23 Mart 2012 Cuma

MODİFİYE ARAÇ SOSYOLOJİSİNE GİRİŞ I



İstanbul caddelerinde dolaşırken hepimiz görürüz, orijinal yapısı değiştirilmiş, süslenmiş, yenilikler katılmış araçları. Kimi zaman komik gelir yapılan dizayn, kimi zaman da hakkını vermiş deriz. İşte bu yazıyla da biraz olsun bu ağabeylerimize, ablalarımıza dair bir şeyler üretmeye çalışacağız. Komik de olabilir yazdıklarım, hakkını vermiş de olabilirim.

Toplum-topluluk davranışlarını inceleyen bir bilim olarak sosyoloji, Türkiye’de oldukça muhafazakâr bir yapıya sahip gibi gözüküyor. İddialı laflar etmeyeyim şimdi, bir sosyolog çıkar falan, neme lazım. İşte bu muhafazakâr yapı, yeni alanlara, yeni topluluklara yönelmesinin önüne geçiyor bilim insanlarının. Ben bu oyunu bozarım arkadaş. Biraz da modifiye araç sahibi kardeşlerim üzerine yöneltin şu araştırma-inceleme yetinizi mösyö piçler.

Bilimsel araştırmalar yapmadan sadece otobüs yolculuklarımdan, yürüyüşlerimden ve eşten dosttan gördüğüm kadarıyla, bir şekilde madde bağımlılığı gibi bir şey bu modifiye tutkusu. Yoksa aracın boyasını zor seçmemize sebep olan araç üstü yazılarını nasıl anlamlandırabiliriz. Yedisinden yetmişine, zengininden fakirine kadar her kesimden insan bu bağımlılığın kollarında kucak dansı yapmakta. Bağcılar Meydan’da 19’luk bir delikanlının altındaki üç bin liralık arabada da var modifiye, Bağdat Caddesi’nde tur atan 50’lik orta yaşlı abimizin kaç bin dolarlık aracında da. Farklılıkları modifiye tutkusuyla harmanlamışlar ve kendilerine has bir jargon, estetik anlayış, yaşanılabilir bölge vs. üretmişler böylece.

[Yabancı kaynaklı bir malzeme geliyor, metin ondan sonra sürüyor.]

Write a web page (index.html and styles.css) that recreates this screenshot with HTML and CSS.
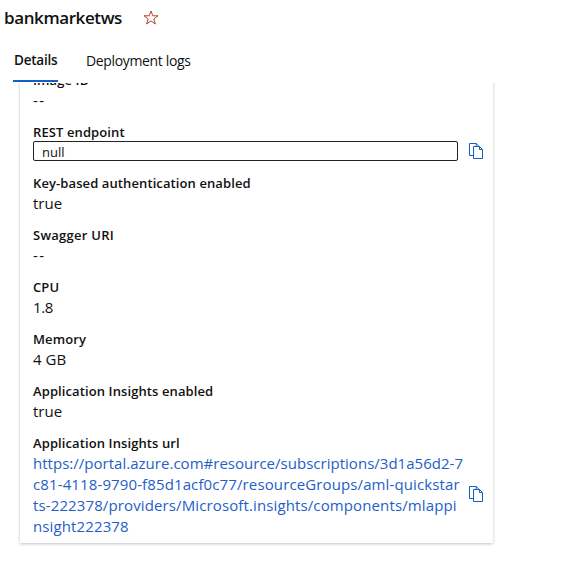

Bir koldan psikoloji bilimi, diğer koldan sosyoloji bilimi girişse bu topluluğa; tüketim toplumu, farklılaşma olgusu, gösteri peygamberi derken, güzel sonuçlar çıkabilir belki a dostlar.

İlginçtir; o koca kafalarınızı kaldırıp, İstanbul caddelerine kulak kesilirseniz; hemen her köşede abart egzoz sesi duyabilirsiniz. İyi bir çocuk olursanız, belki modifiye araçlara bile binebilirsiniz.

Yukarıdan aşağıya baktım da, bir bok anlatmamışım lan. E ben de Ziya Gökalp miyim, Durkheim miyim pezevenk? Biz de birisi yazsa da okusak diye bekliyoruz. Ama ek kaynak olması açısından; sizlere şu kitapları öneriyorum:

1) Slavoj Zizek-Kamyon Arkası Yazı Kültürü.
2) Egzozcu Samet Usta-Egzoz Nasıl Patlatılır, Abart Egzoz Nasıl Takılır?